Charlie Munger: ‘Getting accounting integrity right has huge implications for future of mankind’

In Blog by Ian Fraser11 Comments

21 December 2010

In this remarkable interview, Stanford University’s professor Joseph A. Grundfest talks Charlie T. Munger, vice-chairman of Berkshire Hathaway. It might be an old interview (I think it dates from early 2009) but it remains a truly remarkable piece and, in my view, it is a must watch.

Munger puts his finger on the reasons for the recent economic collapse in the developed world, and why we remain in such a mess. The key culprit is the accountancy profession which he accuses of having sold out – he said the “profession” has become a “sewer”, implying that accountants:-

  1. have totally lost their integrity
  2. are prepared to do just about anything to earn a fast buck.
  3. are prepared to conspire with corrupt managements to deceive and shaft investors, regulators, governments, taxpayers etc
  4. had no qualms about “throwing out the sound accounting and switching to the phoney accounting”

Munger said:

“I would argue that a majority of the horrors we faced would not have happened if the accounting profession were organized properly.

“In other words, [the accountants] have a position from which, if they behaved intelligently and correctly, they could prevent a huge amount of all that’s wrong with the system. And they fail utterly, time after time, after time.

“And they are way too liberal in providing the kind of accounting the financial promoters want. They have sold out and they do not even realise that they’ve sold out … Compared to what could reasonably be with intelligence and honour, the accounting profession is a sewer.”

He also said that the system whereby the brightest graduates are lured to Wall Street was “evil and corrupt”.

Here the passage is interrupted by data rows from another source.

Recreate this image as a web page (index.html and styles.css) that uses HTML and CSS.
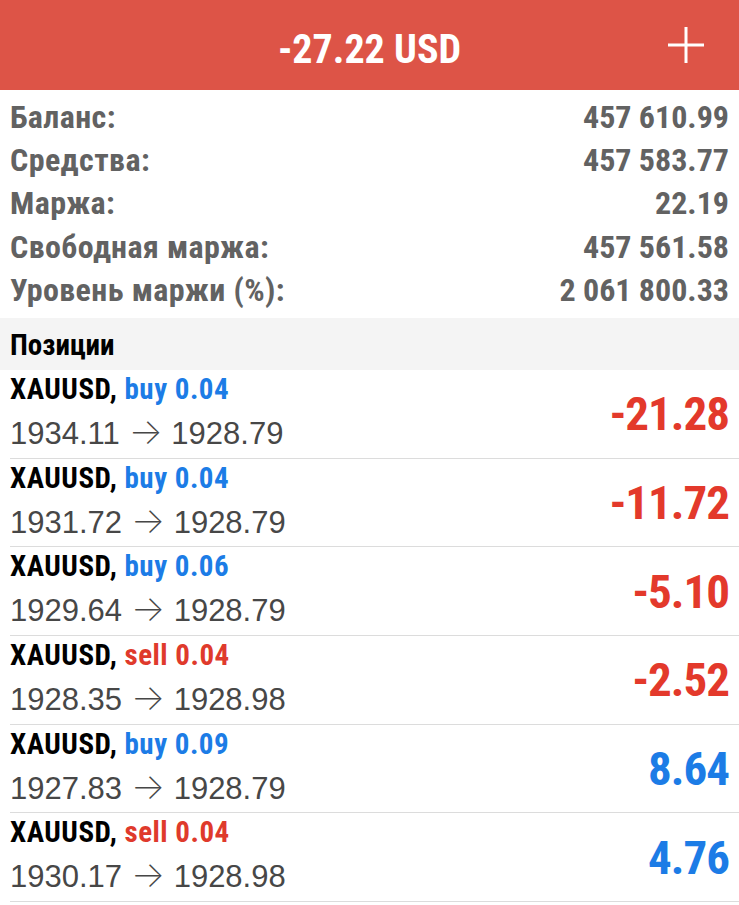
FILE: index.html
```html
<!DOCTYPE html>
<html>
<head>
    <meta charset="UTF-8">
    <title>Торговля</title>
    <link rel="stylesheet" href="styles.css">
</head>
<body>
    <div class="top">
        <div class="total">-27.22 USD</div>
        <a href="#" class="add">
            <svg width="36" height="36" viewBox="0 0 36 36"><path d="M18 0V36M0 18H36" stroke="#fff" stroke-width="3"/></svg>
        </a>
    </div>

    <ul class="info">
        <li><span>Баланс:</span><span>457 610.99</span></li>
        <li><span>Средства:</span><span>457 583.77</span></li>
        <li><span>Маржа:</span><span>22.19</span></li>
        <li><span>Свободная маржа:</span><span>457 561.58</span></li>
        <li><span>Уровень маржи (%):</span><span>2 061 800.33</span></li>
    </ul>

    <div class="title">Позиции</div>

    <ul class="pos">
        <li>
            <div class="deal">
                <p class="sym">XAUUSD, <span class="buy">buy 0.04</span></p>
                <p class="price">1934.11 <span class="arr">→</span> 1928.79</p>
            </div>
            <div class="profit loss">-21.28</div>
        </li>
        <li>
            <div class="deal">
                <p class="sym">XAUUSD, <span class="buy">buy 0.04</span></p>
                <p class="price">1931.72 <span class="arr">→</span> 1928.79</p>
            </div>
            <div class="profit loss">-11.72</div>
        </li>
        <li>
            <div class="deal">
                <p class="sym">XAUUSD, <span class="buy">buy 0.06</span></p>
                <p class="price">1929.64 <span class="arr">→</span> 1928.79</p>
            </div>
            <div class="profit loss">-5.10</div>
        </li>
        <li>
            <div class="deal">
                <p class="sym">XAUUSD, <span class="sell">sell 0.04</span></p>
                <p class="price">1928.35 <span class="arr">→</span> 1928.98</p>
            </div>
            <div class="profit loss">-2.52</div>
        </li>
        <li>
            <div class="deal">
                <p class="sym">XAUUSD, <span class="buy">buy 0.09</span></p>
                <p class="price">1927.83 <span class="arr">→</span> 1928.79</p>
            </div>
            <div class="profit gain">8.64</div>
        </li>
        <li>
            <div class="deal">
                <p class="sym">XAUUSD, <span class="sell">sell 0.04</span></p>
                <p class="price">1930.17 <span class="arr">→</span> 1928.98</p>
            </div>
            <div class="profit gain">4.76</div>
        </li>
    </ul>
</body>
</html>
```
FILE: styles.css
```css
*{
    margin: 0;
    padding: 0;
    border: 0;
}
ul,li{
    list-style: none;
}
html,body{
    width: 100%;
    background: #fff;
    font-family: "Roboto Condensed", Roboto, sans-serif;
    font-weight: bold;
}
.top{
    height: 90px;
    box-sizing: border-box;
    padding-top: 8px;
    background: #dd5447;
    display: grid;
    grid-template-columns: 1fr auto 1fr;
    align-items: center;
}
.total{
    grid-column: 2;
    color: #fff;
    font-size: 40px;
}
.add{
    grid-column: 3;
    justify-self: end;
    margin-right: 35px;
    margin-top: -8px;
    display: block;
    height: 36px;
}
.info{
    padding: 5.5px 10px 5.5px 10px;
}
.info li{
    display: flex;
    justify-content: space-between;
    height: 43.4px;
    line-height: 43.4px;
    font-size: 32px;
    color: #626262;
}
.info li span:first-child{
    letter-spacing: 0.4px;
}
.title{
    height: 52px;
    box-sizing: border-box;
    padding: 2px 10px 0;
    background: #f4f4f4;
    display: flex;
    align-items: center;
    font-size: 29px;
    color: #000;
}
.pos li{
    height: 88.7px;
    box-sizing: border-box;
    margin-left: 10px;
    padding-right: 10px;
    border-bottom: 1px solid #dcdcdc;
    display: flex;
    justify-content: space-between;
    align-items: center;
}
.deal{
    align-self: flex-start;
}
.sym{
    font-size: 29px;
    line-height: 38px;
    letter-spacing: 0.5px;
    color: #000;
}
.buy{
    color: #1c7ce6;
}
.sell{
    color: #df3a2c;
}
.price{
    font-family: "Liberation Sans", Arial, sans-serif;
    font-weight: normal;
    font-size: 31px;
    line-height: 46px;
    color: #474747;
}
.arr{
    font-family: Inter, "DejaVu Sans", sans-serif;
    font-weight: 200;
    font-size: 36px;
    line-height: 46px;
}
.profit{
    font-size: 47px;
    letter-spacing: -1px;
}
.loss{
    color: #e3392b;
}
.gain{
    color: #1c7ce6;
}
```
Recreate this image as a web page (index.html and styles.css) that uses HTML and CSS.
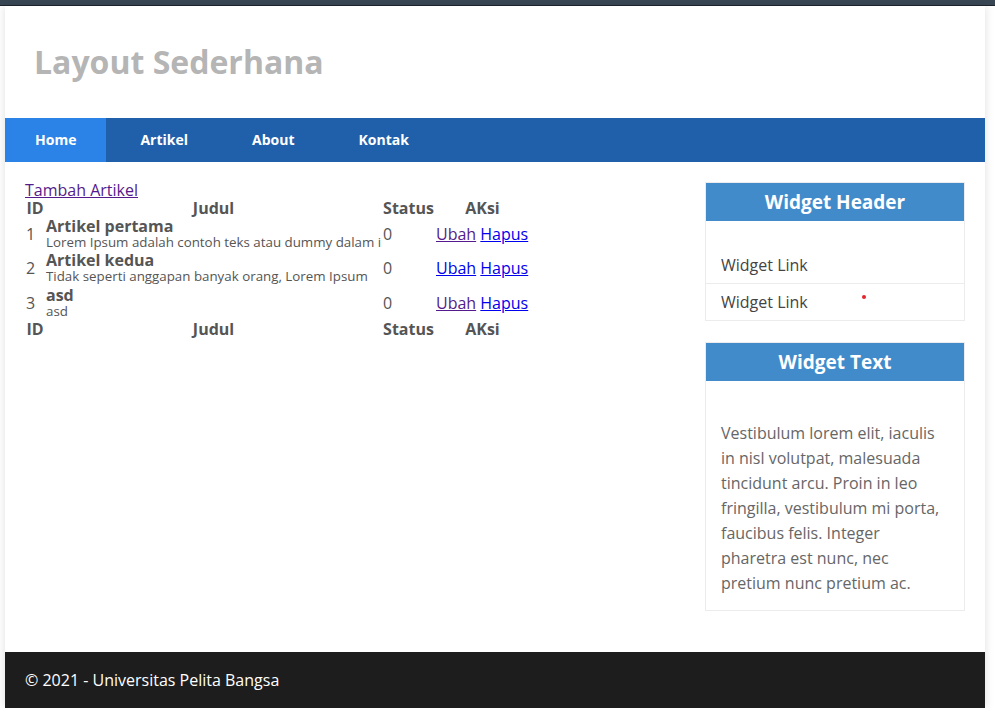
FILE: index.html
```html
<!DOCTYPE html>
<html lang="id">
<head>
<meta charset="utf-8">
<title>Layout Sederhana</title>
<link rel="stylesheet" href="styles.css">
</head>
<body>
<div class="topbar"></div>
<div class="container">
  <header class="header">
    <h1 class="site-title">Layout Sederhana</h1>
  </header>
  <nav class="nav">
    <a class="nav-item active" href="#">Home</a>
    <a class="nav-item" href="#">Artikel</a>
    <a class="nav-item" href="#">About</a>
    <a class="nav-item" href="#">Kontak</a>
  </nav>
  <div class="layout">
    <main class="main">
      <a class="add-link link-visited" href="#">Tambah Artikel</a>
      <table class="data">
        <colgroup>
          <col class="c-id"><col class="c-judul"><col class="c-status"><col class="c-aksi">
        </colgroup>
        <thead>
          <tr><th>ID</th><th>Judul</th><th>Status</th><th>AKsi</th></tr>
        </thead>
        <tbody>
          <tr>
            <td>1</td>
            <td><b class="title">Artikel pertama</b><span class="desc">Lorem Ipsum adalah contoh teks atau dummy dalam i</span></td>
            <td>0</td>
            <td><a class="link-visited" href="#">Ubah</a> <a class="link" href="#">Hapus</a></td>
          </tr>
          <tr>
            <td>2</td>
            <td><b class="title">Artikel kedua</b><span class="desc">Tidak seperti anggapan banyak orang, Lorem Ipsum </span></td>
            <td>0</td>
            <td><a class="link" href="#">Ubah</a> <a class="link" href="#">Hapus</a></td>
          </tr>
          <tr class="last-row">
            <td>3</td>
            <td><b class="title">asd</b><span class="desc">asd</span></td>
            <td>0</td>
            <td><a class="link-visited" href="#">Ubah</a> <a class="link" href="#">Hapus</a></td>
          </tr>
        </tbody>
        <tfoot>
          <tr><th>ID</th><th>Judul</th><th>Status</th><th>AKsi</th></tr>
        </tfoot>
      </table>
    </main>
    <aside class="sidebar">
      <div class="widget">
        <h3 class="widget-title">Widget Header</h3>
        <ul class="widget-list">
          <li><a href="#">Widget Link</a></li>
          <li><a href="#">Widget Link</a></li>
        </ul>
        <span class="dot"></span>
      </div>
      <div class="widget">
        <h3 class="widget-title">Widget Text</h3>
        <div class="widget-body">
          <p>Vestibulum lorem elit, iaculis in nisl volutpat, malesuada tincidunt arcu. Proin in leo fringilla, vestibulum mi porta, faucibus felis. Integer pharetra est nunc, nec pretium nunc pretium ac.</p>
        </div>
      </div>
    </aside>
  </div>
  <footer class="footer">
    <p>&copy; 2021 - Universitas Pelita Bangsa</p>
  </footer>
</div>
</body>
</html>
```

FILE: styles.css
```css
* { box-sizing: border-box; }

body {
  margin: 0;
  background: #ffffff;
  font-family: "Open Sans", "Noto Sans", sans-serif;
  color: #555555;
  font-size: 16px;
}

.topbar {
  height: 6px;
  background: #394654;
  border-bottom: 1px solid #1e252c;
}

.container {
  width: 980px;
  margin-left: 5px;
  background: #ffffff;
  box-shadow: 0 0 9px rgba(0, 0, 0, 0.13);
}

.header {
  height: 112px;
  padding: 34px 29px 0;
}

.site-title {
  margin: 0;
  font-size: 32px;
  font-weight: 700;
  color: #b5b5b5;
  line-height: normal;
}

.nav {
  display: flex;
  gap: 4px;
  height: 44px;
  background: #2060aa;
}

.nav-item {
  display: block;
  padding: 0 30px;
  line-height: 44px;
  font-size: 14px;
  font-weight: 700;
  color: #ffffff;
  text-decoration: none;
}

.nav-item.active {
  background: #2b83e8;
}

.layout {
  display: flex;
  justify-content: space-between;
  padding: 0 20px 41px;
}

.main {
  padding-top: 19px;
}

.add-link {
  display: block;
  line-height: 18px;
  font-size: 16px;
}

.link-visited { color: #551a8b; }
.link { color: #0000ee; }

.data {
  table-layout: fixed;
  border-collapse: collapse;
  width: 505px;
}

.c-id { width: 20px; }
.c-judul { width: 337px; }
.c-status { width: 53px; }
.c-aksi { width: 95px; }

.data th {
  padding: 0 1px;
  line-height: 18px;
  font-weight: 700;
  text-align: center;
  color: #555555;
}

.data td {
  padding: 0 1px 1px;
  line-height: 18px;
  vertical-align: middle;
  white-space: nowrap;
}

.data .last-row td {
  padding-top: 1px;
}

.title {
  display: block;
  line-height: 18px;
  font-weight: 700;
}

.desc {
  display: block;
  font-size: 13.33px;
  line-height: 15px;
}

.sidebar {
  width: 260px;
  margin-top: 20px;
  display: flex;
  flex-direction: column;
  gap: 21px;
}

.widget {
  position: relative;
  border: 1px solid #ececec;
}

.widget-title {
  margin: 0;
  height: 38px;
  line-height: 38px;
  background: #428bca;
  color: #ffffff;
  font-size: 19px;
  font-weight: 700;
  text-align: center;
}

.widget-list {
  list-style: none;
  margin: 0;
  padding: 26px 0 0;
}

.widget-list li {
  padding: 7px 15px;
  border-bottom: 1px solid #ececec;
}

.widget-list li:last-child {
  border-bottom: none;
}

.widget-list a {
  color: #444444;
  text-decoration: none;
}

.dot {
  position: absolute;
  left: 156px;
  top: 112px;
  width: 4px;
  height: 4px;
  border-radius: 50%;
  background: #e3262a;
}

.widget-body {
  padding: 40px 15px 14px;
}

.widget-body p {
  margin: 0;
  line-height: 25px;
  color: #666666;
}

.footer {
  height: 56px;
  background: #1d1d1d;
  padding: 17px 20px;
}

.footer p {
  margin: 0;
  color: #ffffff;
  line-height: 22px;
}
```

This interview really blew me away. I agree with nearly 100% of what Munger, 86, said here. For Munger’s views on investment bankers sector and derivatives traders watch this clip (here’s a clue – he says they’re “out to rook their own customers”).

Comments

  1. This is the most important interview on the banking crisis I have seen – not least because it pinpoints the fundamental reason for the crisis by using one word I have not heard in a banking context for as long as I can remember – and that is the word ‘honourable’. Lack of honourable conduct was the single greatest cause of the crisis.